- Movie poster
- Directed by: Adam Koloman Rybanský
- Screenplay by: Adam Koloman Rybanský; Lukáš Csicsely;
- Produced by: Pavel Vácha; Eva Pavlíčková;
- Starring: Michal Isteník; Miroslav Krobot;
- Cinematography: Matěj Piňos
- Edited by: Alan Sýs
- Production company: Bratři
- Distributed by: Bontonfilm
- Release date: 16 June 2022;
- Running time: 87 minutes
- Country: Czech Republic
- Language: Czech
- Box office: 1,908,728 CZK

= Somewhere Over the Chemtrails =

2022 Czech comedy drama film

Somewhere Over the Chemtrails (Kdyby radši hořelo) is a 2022 Czech comedy-drama film co-written and directed by Adam Koloman Rybanský in his directorial debut. It was presented at 72nd Berlin International Film Festival.

==Plot==
During the Easter market in a Czech village, a delivery van drives into the crowd, hits a resident and the driver flees. The village's volunteer fire brigade now wants to prove that they care about safety in the village. This event puts Broňa and Standa's friendship in danger: Firefighter Broňa is immediately sure that it is a terrorist attack committed by a migrant. Standa, on the other hand, approaches the incident from a different perspective.
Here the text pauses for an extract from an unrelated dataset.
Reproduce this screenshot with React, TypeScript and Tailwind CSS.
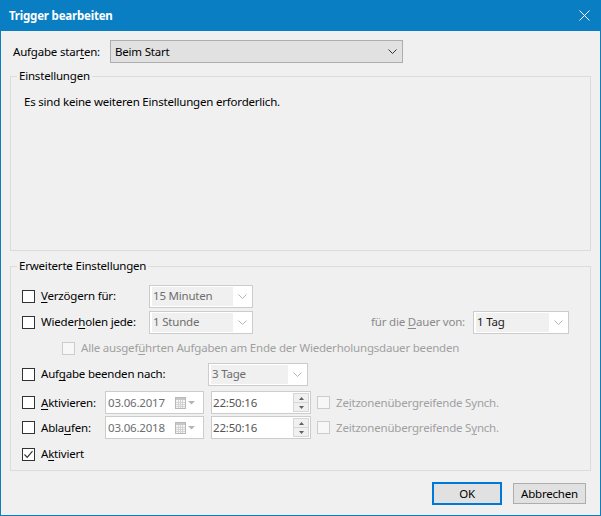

A laconic film about the causes of prejudice, racism and exclusion.

==Cast==
- Michal Isteník as Standa
- Miroslav Krobot as Broňa
- Anna Polívková as Standa's wife
- Vladimír Škultéty
- Jiří Vymětal
- Martin Šesták
- Václav Hrzina
- Marek Pospíchal

==Production==
Filming took a half of a year and concluded in March 2022. It took place primarily in Chvalnov-Lísky.